Fliki Review: Breaking Down Text-to-Video Performance and Usability
If you build with text-to-video tools regularly, you stop caring about marketing blurbs fast. You care about the boring stuff that determines whether you can ship: how reliably the model interprets your intent, how quickly previews turn into usable shots, and how much friction you hit when you want to iterate.
That is where this Fliki review earns its keep. I focused on text-to-video performance breakdown and usability, with an eye on what actually changes day-to-day. Not just whether it can generate “a video,” but whether it can generate the kind of assets that fit a real workflow.
Real-world text-to-video performance: what changes when you iterate
Text-to-video tool performance is easiest to misread early on. The first output can look good, then the second and third runs show a different story. With Fliki, the key pattern I noticed was that prompt edits help, but only up to a point, and that point shifts depending on how specific your visual targets are.
Prompt behavior and visual stability
The model generally responds best when you describe scene structure, not just aesthetics. If you say something like “a futuristic city at night, cinematic lighting,” you often get something that feels plausible, but the micro-elements can drift between generations. If instead you anchor the shot with a clear sequence, such as “wide shot, slow camera push-in, people walking along the street, neon signs reflecting on wet pavement,” you get more repeatability.
A practical way to test fliki text to video review quality is to run a small “prompt ladder”:
- Keep the subject constant
- Change only one variable at a time (camera motion, time of day, subject count)
- Compare how each change affects composition consistency
When I did this, Fliki handled camera language better than most tools I’ve used. “Slow push-in” and “tracking shot” style cues tended to affect framing more consistently than stylistic words like “ultra realistic” or “anime,” which sometimes improved mood but didn’t reliably lock the composition.
Generation speed: previews vs. real renders
For speed, the useful metric isn’t “time to first video” in isolation. It’s time to a shot you would actually use, including the second attempt you inevitably need after the first output misses something.
In fliki video generation speed testing, I treated generation as a loop:
- Generate preview
- Inspect framing and motion
- Adjust the prompt
- Generate again
The loop matters because text-to-video output is probabilistic. Even when the tool is fast, if you need many retries to land the shot, total turnaround time climbs quickly.
Fliki felt responsive for iteration, especially when prompts were short and grounded. Longer prompts did not always increase quality proportionally, and that’s a common trap. I saw better results when I wrote prompts like production notes: what the camera does, where the subject is, and what the action is. If you overload the prompt with multiple competing styles, you can slow down iteration without improving usable yield.

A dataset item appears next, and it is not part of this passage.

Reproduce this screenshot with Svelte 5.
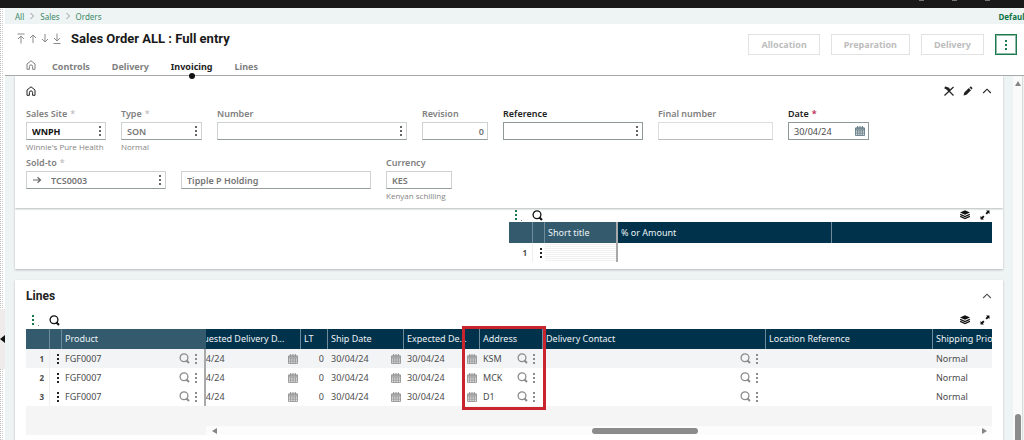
<script>
    import { onMount } from 'svelte';

    const crumbs = ['All', 'Sales', 'Orders'];
    const tabs = ['Controls', 'Delivery', 'Invoicing', 'Lines'];
    const actions = ['Allocation', 'Preparation', 'Delivery'];

    const firstRow = [
        { id: 'site', label: 'Sales Site', value: 'WNPH', help: "Winnie's Pure Health", size: 'w80', star: true, menu: true, look: 'strong' },
        { id: 'type', label: 'Type', value: 'SON', help: 'Normal', size: 'w81', star: true, menu: true },
        { id: 'number', label: 'Number', value: '', size: 'w190', menu: true },
        { id: 'revision', label: 'Revision', value: '0', size: 'w66', look: 'right' },
        { id: 'reference', label: 'Reference', value: '', size: 'w140', menu: true, look: 'editable' },
        { id: 'final', label: 'Final number', value: '', size: 'w115', look: 'faint' },
        { id: 'date', label: 'Date', value: '30/04/24', size: 'w81', star: true, calendar: true, look: 'editable' }
    ];

    const secondRow = [
        { id: 'soldto', label: 'Sold-to', value: 'TCS0003', size: 'w140', star: true, menu: true, arrow: true },
        { id: 'soldname', label: '', aria: 'Sold-to name', value: 'Tipple P Holding', size: 'w190' },
        { id: 'currency', label: 'Currency', value: 'KES', help: 'Kenyan schilling', size: 'w66' }
    ];

    const lines = [
        { product: 'FGF0007', requested: '30/04/24', lt: 0, ship: '30/04/24', expected: '30/04/24', address: 'KSM', priority: 'Normal' },
        { product: 'FGF0007', requested: '30/04/24', lt: 0, ship: '30/04/24', expected: '30/04/24', address: 'MCK', priority: 'Normal' },
        { product: 'FGF0007', requested: '30/04/24', lt: 0, ship: '30/04/24', expected: '30/04/24', address: 'D1', priority: 'Normal' }
    ];

    let activeTab = $state('Invoicing');
    let scroller;

    // start with the first column partly scrolled out
    onMount(() => {
        scroller.scrollLeft = 22;
    });
</script>

{#snippet dots()}
    <svg class="dots" viewBox="0 0 4 12" width="4" height="12" fill="currentColor">
        <rect x="1" y="1" width="2" height="2" /><rect x="1" y="5" width="2" height="2" /><rect x="1" y="9" width="2" height="2" />
    </svg>
{/snippet}

{#snippet house()}
    <svg viewBox="0 0 10 10" width="10" height="10" fill="none" stroke="currentColor">
        <path d="M1 9.300V4L5 .8 9 4v5.300H6.600V6.500a1.600 1.600 0 0 0-3.200 0v2.800z" />
    </svg>
{/snippet}

{#snippet search()}
    <svg viewBox="0 0 11 11" width="11" height="11" fill="none" stroke="currentColor" stroke-width="1.300">
        <circle cx="5" cy="4.800" r="3.900" /><path d="M7.200 7.200l2.800 2.800" stroke-width="2" />
    </svg>
{/snippet}

{#snippet calendar()}
    <svg class="cal" viewBox="0 0 10 10" width="10" height="10">
        <path d="M.5 2h9v7.500h-9z M.5 4.200h9M.5 6h9M.5 7.800h9M2.700 4v5.500M5 4v5.500M7.300 4v5.500" fill="none" stroke="currentColor" stroke-width=".8" />
        <path d="M.5 1.500h9V4h-9z" fill="currentColor" opacity=".6" />
        <path d="M2.700 0v2.500M7.300 0v2.500M5 0v2.500" stroke="currentColor" />
    </svg>
{/snippet}

{#snippet chevron()}
    <svg viewBox="0 0 10 10" width="10" height="10" fill="none" stroke="currentColor" stroke-width="1.100">
        <path d="M1.200 7L5 3.200 8.800 7" />
    </svg>
{/snippet}

{#snippet gridTools()}
    <div class="grid-tools">
        <button class="icon green" aria-label="Grid menu">{@render dots()}<i></i></button>
        <button class="icon" aria-label="Search">{@render search()}</button>
        <span class="spacer"></span>
        <button class="icon" aria-label="Layers">
            <svg viewBox="0 0 10 10" width="10" height="10">
                <path d="M5 .3l5 2.200-5 2.300L0 2.500z" fill="currentColor" />
                <path d="M.2 4.400L5 6.600l4.800-2.200M.2 6.400L5 8.600l4.800-2.200" fill="none" stroke="currentColor" stroke-width="1.200" />
            </svg>
        </button>
        <button class="icon expand" aria-label="Expand">
            <svg viewBox="0 0 10 10" width="10" height="10" fill="currentColor">
                <path d="M6 .5h3.500V4L8.400 3 6.800 4.500l-1.300-1.300L7.100 1.600zM4 9.500H.5V6l1.100 1 1.600-1.500 1.300 1.300-1.600 1.600z" />
            </svg>
        </button>
    </div>
{/snippet}

{#snippet field(f)}
    <div class="field {f.size} {f.look ?? ''}">
        <label for={f.id}>{f.label}{#if f.star}<b>*</b>{/if}</label>
        <div class="box">
            {#if f.arrow}
                <svg class="go" viewBox="0 0 10 8" width="10" height="8" fill="none" stroke="currentColor" stroke-width="1.200"><path d="M1 4h7M5.500 1.200L8.500 4l-3 2.800" /></svg>
            {/if}
            <input id={f.id} type="text" value={f.value} aria-label={f.aria} />
            {#if f.menu}<button class="icon" aria-label="{f.label} options">{@render dots()}</button>{/if}
            {#if f.calendar}<button class="icon" aria-label="Pick date">{@render calendar()}</button>{/if}
        </div>
        <small>{f.help ?? ''}</small>
    </div>
{/snippet}

{#snippet pick()}
    <span class="pick">{@render search()}{@render dots()}</span>
{/snippet}

<div class="page">
    <div class="topbar">
        <i></i><i></i><i></i>
    </div>
    <div class="shell">
        <aside>
            <button class="handle" aria-label="Open side panel"></button>
        </aside>
        <main>
            <nav class="crumbs">
                {#each crumbs as crumb, i}
                    {#if i > 0}
                        <svg viewBox="0 0 6 8" width="6" height="8" fill="none" stroke="currentColor"><path d="M1.500 1l3 3-3 3" /></svg>
                    {/if}
                    <a href="#{crumb}">{crumb}</a>
                {/each}
                <strong>Default</strong>
            </nav>

            <header>
                <div class="heading">
                    <div class="title-row">
                        <div class="arrows">
                            <button class="icon" aria-label="First"><svg viewBox="0 0 8 11" width="8" height="11"><path d="M.5 1h7M4 10.500V3M1 6l3-3 3 3" /></svg></button>
                            <button class="icon" aria-label="Previous"><svg viewBox="0 0 8 11" width="8" height="11"><path d="M4 10V2M1 5l3-3 3 3" /></svg></button>
                            <button class="icon" aria-label="Next"><svg viewBox="0 0 8 11" width="8" height="11"><path d="M4 1v8M1 6l3 3 3-3" /></svg></button>
                            <button class="icon" aria-label="Last"><svg viewBox="0 0 8 11" width="8" height="11"><path d="M.5 10.500h7M4 .5V8M1 5l3 3 3-3" /></svg></button>
                        </div>
                        <h1>Sales Order ALL : Full entry</h1>
                    </div>
                    <div class="tabs">
                        <button class="icon home" aria-label="Home">{@render house()}</button>
                        {#each tabs as tab}
                            <button class="tab" class:active={activeTab === tab} onclick={() => (activeTab = tab)}>{tab}</button>
                        {/each}
                    </div>
                </div>
                <div class="actions">
                    {#each actions as action}
                        <button disabled>{action}</button>
                    {/each}
                    <button class="more" aria-label="More actions">{@render dots()}</button>
                </div>
            </header>

            <div class="body">
                <div class="content">
                    <section class="card panel">
                        <div class="panel-tools">
                            <button class="icon" aria-label="Home">{@render house()}</button>
                            <span class="spacer"></span>
                            <button class="icon" aria-label="Unpin">
                                <svg viewBox="0 0 10 10" width="10" height="10" fill="none" stroke="currentColor"><path d="M1 1l8.500 8.500M.5 9.500L9.500 1" stroke-width="1.200" /><path d="M.8 1.500l3.500 1.300 1 2.200" stroke-width="2.400" /></svg>
                            </button>
                            <button class="icon" aria-label="Edit">
                                <svg viewBox="0 0 10 10" width="10" height="10" fill="currentColor"><path d="M.5 9.500l.8-3L5.800 2l2.200 2.200-4.500 4.500zM6.500 1.400l.9-.9c.5-.4 2.400 1.500 2 2l-.8.900z" /></svg>
                            </button>
                            <button class="icon" aria-label="Collapse">{@render chevron()}</button>
                        </div>
                        <div class="fields">
                            {#each firstRow as f}{@render field(f)}{/each}
                        </div>
                        <div class="fields">
                            {#each secondRow as f}{@render field(f)}{/each}
                        </div>
                    </section>

                    <section class="card charges">
                        <div class="half">
                            {@render gridTools()}
                            <table class="charge-grid">
                                <colgroup><col class="c-num" /><col class="c-menu" /><col class="c-title" /><col /><col class="c-rest" /></colgroup>
                                <thead>
                                    <tr><th class="soft"></th><th class="soft"></th><th class="soft edge">Short title</th><th>% or Amount</th><th></th></tr>
                                </thead>
                                <tbody>
                                    <tr><td class="num">1</td><td class="menu">{@render dots()}</td><td class="edge hatch"></td><td></td><td></td></tr>
                                </tbody>
                            </table>
                        </div>
                    </section>

                    <section class="card lines">
                        <div class="lines-head">
                            <h2>Lines</h2>
                            <button class="icon" aria-label="Collapse lines">{@render chevron()}</button>
                        </div>
                        {@render gridTools()}
                        <div class="grid">
                            <div class="frozen">
                                <table>
                                    <colgroup><col class="c-num" /><col class="c-menu" /><col /></colgroup>
                                    <thead>
                                        <tr><th class="soft"></th><th class="soft"></th><th class="soft">Product</th></tr>
                                    </thead>
                                    <tbody>
                                        {#each lines as line, i}
                                            <tr class:current={i === 0}>
                                                <td class="num">{i + 1}</td>
                                                <td class="menu">{@render dots()}</td>
                                                <td class="edge"><div class="cell">{line.product}{@render pick()}</div></td>
                                            </tr>
                                        {/each}
                                    </tbody>
                                </table>
                            </div>
                            <div class="scrolling">
                                <div class="viewport" bind:this={scroller}>
                                    <table>
                                        <colgroup>
                                            <col class="c-req" /><col class="c-lt" /><col class="c-date" /><col class="c-date" />
                                            <col class="c-addr" /><col class="c-contact" /><col class="c-loc" /><col class="c-prio" />
                                        </colgroup>
                                        <thead>
                                            <tr>
                                                <th>Requested Delivery D...</th><th>LT</th><th>Ship Date</th><th>Expected De...</th>
                                                <th>Address</th><th>Delivery Contact</th><th>Location Reference</th><th>Shipping Priority</th>
                                            </tr>
                                        </thead>
                                        <tbody>
                                            {#each lines as line, i}
                                                <tr class:current={i === 0}>
                                                    <td><div class="cell">{line.requested}{@render calendar()}</div></td>
                                                    <td class="right">{line.lt}</td>
                                                    <td><div class="cell">{line.ship}{@render calendar()}</div></td>
                                                    <td><div class="cell">{line.expected}{@render calendar()}</div></td>
                                                    <td><div class="cell">{line.address}{@render pick()}</div></td>
                                                    <td><div class="cell">{@render pick()}</div></td>
                                                    <td></td>
                                                    <td>{line.priority}</td>
                                                </tr>
                                            {/each}
                                        </tbody>
                                    </table>
                                </div>
                                <div class="hbar"><i class="left"></i><span><b></b></span><i class="right"></i></div>
                                <div class="marker"></div>
                            </div>
                        </div>
                    </section>
                </div>
                <div class="vbar"><i></i><b></b></div>
            </div>
        </main>
    </div>
</div>

<style>
    :global(body) {
        font-family: "Noto Sans", "Open Sans", sans-serif;
        font-size: 9px;
        color: #4c4c4c;
        background: #fff;
    }

    .page {
        height: 100vh;
        display: flex;
        flex-direction: column;
        overflow: hidden;
    }

    button {
        font: inherit;
        color: inherit;
        cursor: pointer;
    }

    svg {
        display: block;
        flex: none;
    }

    .icon {
        display: flex;
        align-items: center;
        padding: 0;
        border: 0;
        background: none;
    }

    .spacer {
        flex: 1;
    }

    .topbar {
        flex: none;
        display: flex;
        justify-content: flex-end;
        gap: 28px;
        height: 8px;
        padding-right: 34px;
        background: #191919;
    }

    .topbar i {
        width: 5px;
        height: 1px;
        background: #777;
    }

    .shell {
        flex: 1;
        display: flex;
        min-height: 0;
    }

    aside {
        flex: none;
        display: flex;
        align-items: center;
        width: 5px;
        padding-top: 230px;
        background: repeating-linear-gradient(#fff 0 1px, transparent 1px 2px), linear-gradient(90deg, #bbb 0 1px, #fff 1px 2px, #ccc 2px 3px, #fff 3px);
    }

    .handle {
        flex: none;
        width: 5px;
        height: 60px;
        padding: 0;
        border: 0;
        background: #efebeb;
    }

    .handle::before {
        content: "";
        display: block;
        border: solid transparent;
        border-width: 4px 5px 4px 0;
        border-right-color: #111;
    }

    main {
        flex: 1;
        display: flex;
        flex-direction: column;
        min-width: 0;
        background: #eef3f4;
    }

    .crumbs {
        flex: none;
        display: flex;
        align-items: center;
        gap: 5px;
        height: 16px;
        padding-left: 10px;
        font-size: 8px;
        color: #999;
    }

    .crumbs a {
        color: #3d8a66;
        text-decoration: none;
    }

    .crumbs strong {
        margin-left: auto;
        margin-right: -4px;
        color: #0f7446;
    }

    header {
        position: relative;
        z-index: 1;
        flex: none;
        display: flex;
        justify-content: space-between;
        height: 51px;
        border-bottom: 1px solid #a5a9aa;
        background: #fff;
    }

    .title-row {
        display: flex;
        align-items: center;
        gap: 10px;
        height: 29px;
        padding-left: 12px;
    }

    .arrows {
        display: flex;
        gap: 4px;
    }

    .arrows svg {
        fill: none;
        stroke: #8a8a8a;
    }

    h1 {
        margin: 0;
        font: bold 13px Roboto, "Liberation Sans", sans-serif;
        color: #191919;
    }

    .tabs {
        display: flex;
        gap: 22px;
        height: 24px;
        padding-left: 21px;
        color: #808080;
    }

    .home {
        margin-right: -6px;
    }

    .tab {
        position: relative;
        padding: 0;
        border: 0;
        background: none;
        line-height: 27px;
        font-weight: 700;
    }

    .tab.active {
        color: #222;
    }

    .tab.active::after {
        content: "";
        position: absolute;
        left: 50%;
        bottom: -2px;
        width: 6px;
        height: 6px;
        margin-left: -3px;
        border-radius: 50%;
        background: #111;
    }

    .actions {
        display: flex;
        gap: 11px;
        padding: 10px 7px 0 0;
    }

    .actions button {
        height: 21px;
        padding: 0 12px;
        border: 1px solid #e2e2e2;
        background: #fff;
        font-weight: 700;
        color: #bdbdbd;
    }

    .actions .more {
        width: 22px;
        padding: 0 8px;
        border-color: #1d7a50;
        outline: 1px solid #8fbca6;
        outline-offset: -2px;
        color: #1d7a50;
    }

    .body {
        flex: 1;
        display: flex;
        min-height: 0;
    }

    .content {
        flex: 1;
        display: flex;
        flex-direction: column;
        min-width: 0;
        padding: 0 10px;
    }

    .card {
        flex: none;
        box-sizing: border-box;
        padding: 0 11px;
        background: #fff;
        box-shadow: 0 1px 2px #b4babc;
    }

    .panel {
        position: relative;
        height: 132px;
    }

    .panel-tools {
        display: flex;
        align-items: center;
        gap: 9px;
        height: 30px;
        color: #222;
    }

    .fields {
        display: flex;
        gap: 15px;
    }

    .field label {
        display: block;
        height: 16px;
        line-height: 16px;
        font-weight: 600;
        color: #808080;
        white-space: nowrap;
    }

    label b {
        margin-left: 3px;
        font-weight: 400;
        color: #b5b5b5;
    }

    .box {
        display: flex;
        align-items: center;
        box-sizing: border-box;
        height: 18px;
        padding: 0 3px 0 5px;
        border: 1px solid #cdd1d1;
        border-bottom-color: #959c9c;
        color: #666;
    }

    .box input {
        flex: 1;
        min-width: 0;
        padding: 0;
        border: 0;
        outline: 0;
        background: none;
        font: inherit;
        font-weight: 600;
        color: #757575;
    }

    .go {
        margin-right: 9px;
    }

    small {
        display: block;
        width: 90px;
        height: 15px;
        line-height: 14px;
        font-family: "Open Sans", "Noto Sans", sans-serif;
        font-size: 8px;
        color: #858585;
        white-space: nowrap;
    }

    .w66 { width: 66px; }
    .w80 { width: 80px; }
    .w81 { width: 81px; }
    .w115 { width: 115px; }
    .w140 { width: 140px; }
    .w190 { width: 190px; }

    .strong input {
        font-weight: 700;
        color: #111;
    }

    .right input {
        text-align: right;
    }

    .editable label {
        color: #222;
    }

    .editable label b {
        font-weight: 700;
        color: #c0345a;
    }

    .editable .box {
        border-color: #8e9999;
    }

    .editable input {
        font-weight: 400;
        color: #4c4c4c;
    }

    .faint .box {
        border-color: #ddd;
        border-bottom-color: #bbb;
    }

    .box .cal {
        color: #55707a;
    }

    .charges {
        height: 61px;
    }

    .half {
        width: 50%;
        margin-left: auto;
    }

    .charges .grid-tools {
        height: 14px;
    }

    .grid-tools {
        display: flex;
        align-items: center;
        gap: 10px;
        height: 18px;
        padding-left: 5px;
        color: #111;
    }

    .grid-tools .green {
        color: #16794c;
    }

    .green i {
        align-self: flex-end;
        width: 1px;
        height: 1px;
        margin-left: 3px;
        background: #888;
    }

    .expand {
        padding-right: 2px;
    }

    table {
        width: 100%;
        table-layout: fixed;
        border-collapse: separate;
        border-spacing: 0;
    }

    th, td {
        box-sizing: border-box;
        height: 19px;
        padding: 0 3px;
        line-height: 19px;
        font-weight: 400;
        text-align: left;
        white-space: nowrap;
        overflow: hidden;
    }

    th {
        height: 20px;
        line-height: 20px;
        background: #00324c;
        border-right: 1px solid #6d8b9a;
        color: #eef3f5;
    }

    .charge-grid th {
        height: 21px;
    }

    th:last-child {
        border-right: 0;
    }

    .charge-grid .soft, .soft {
        background: #335b6d;
    }

    .edge {
        padding-right: 2px;
        border-right: 2px solid #a9a9a9;
    }

    .num {
        padding-right: 5px;
        font-size: 8px;
        font-weight: 700;
        text-align: right;
        border-right: 1px solid #eee;
    }

    .menu {
        padding-left: 6px;
        color: #222;
    }

    .hatch {
        background: repeating-linear-gradient(#fff 0 1px, #f1f1f1 1px 2px);
    }

    td.right {
        padding-right: 4px;
        text-align: right;
    }

    .cell {
        display: flex;
        align-items: center;
        justify-content: space-between;
        height: 19px;
    }

    .cell .cal, .pick {
        color: #8c8c8c;
    }

    .pick {
        display: flex;
        gap: 4px;
        margin-left: auto;
        padding-right: 4px;
    }

    .c-num { width: 24px; }
    .c-menu { width: 12px; }
    .c-title { width: 73px; }
    .c-rest { width: 160px; }
    .c-req { width: 117px; }
    .c-lt { width: 27px; }
    .c-date { width: 76px; }
    .c-addr { width: 63px; }
    .c-contact { width: 223px; }
    .c-loc { width: 167px; }
    .c-prio { width: 110px; }

    .lines {
        flex: 1;
        margin-top: 11px;
    }

    .lines-head {
        display: flex;
        align-items: center;
        justify-content: space-between;
        height: 31px;
    }

    h2 {
        margin: 0;
        font: bold 12px Roboto, "Liberation Sans", sans-serif;
        color: #222;
    }

    .grid {
        display: flex;
    }

    .frozen {
        flex: none;
        width: 180px;
        height: 106px;
        background: #f5f5f5;
    }

    .frozen td, .viewport td {
        background: #fff;
    }

    .frozen .current td, .viewport .current td {
        background: #f2f4f5;
    }

    .scrolling {
        position: relative;
        flex: 1;
        min-width: 0;
    }

    .viewport {
        height: 97px;
        overflow: hidden;
        background: #f5f5f5;
    }

    .viewport table {
        width: 859px;
    }

    .hbar {
        display: flex;
        align-items: center;
        gap: 4px;
        height: 9px;
        padding: 0 5px 0 6px;
        background: #fcfcfc;
    }

    .hbar i {
        border: solid transparent;
        border-width: 3px 5px 3px 0;
        border-right-color: #858585;
    }

    .hbar i.right {
        border-width: 3px 0 3px 5px;
        border-left-color: #858585;
    }

    .hbar span {
        flex: 1;
    }

    .hbar b {
        display: block;
        width: 14%;
        height: 6px;
        margin-left: 49%;
        border-radius: 3px;
        background: #8b8b8b;
    }

    .marker {
        position: absolute;
        left: 256px;
        top: -3px;
        width: 78px;
        height: 78px;
        border: 3px solid #c9252e;
        pointer-events: none;
    }

    .vbar {
        flex: none;
        display: flex;
        flex-direction: column;
        align-items: center;
        justify-content: space-between;
        width: 9px;
        margin-right: 1px;
        padding-top: 5px;
        border-right: 1px solid #dcdcdc;
        background: #fafafa;
    }

    .vbar i {
        border: solid transparent;
        border-width: 0 3px 5px;
        border-bottom-color: #858585;
    }

    .vbar b {
        width: 6px;
        height: 26px;
        border-radius: 3px 3px 0 0;
        background: #8b8b8b;
    }
</style>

Motion clarity and edge cases
Motion is where text-to-video typically stumbles, because the prompt is describing intent while the model is generating pixels. Fliki’s motion quality was generally coherent for simple actions and camera moves. I ran into edge cases when combining “complex crowd movement” with detailed environmental interactions. In those cases, motion sometimes became less readable, or the model replaced part of the scene rather than animating it in a consistent way.
That tells you something important about fliki ai video capabilities: it’s strongest when you keep the moving parts manageable. If you need big scene choreography, you’ll likely want to split into multiple shots instead of asking for one all-in-one sequence.
Usability in practice: where the workflow gets easier, or harder
The usability story for Fliki is less about buttons and more about friction points: where you feel forced to conform to the tool’s expectations.
The learning curve for prompt writing
Fliki is not difficult to operate, but it rewards prompt discipline. The biggest usability win is that you can get back to the same “video language” over multiple attempts. The interface encourages iteration, and the prompts you write tend to carry forward. That sounds obvious, but many tools treat each generation as a fresh mystery, and you waste time re-explaining your intent.
When using Fliki as a text to video tool performance workflow, I found myself editing prompts in small increments rather than rewriting from scratch. Usability improves when the tool’s interpretation is stable enough that small changes matter.
Handling revisions without losing context
One usability pain point in text-to-video tools is context loss. You generate a shot, you like 60 percent of it, and then revisions make everything else drift. With Fliki, revisions were not “locked,” but they were predictable enough that you can correct targeted issues.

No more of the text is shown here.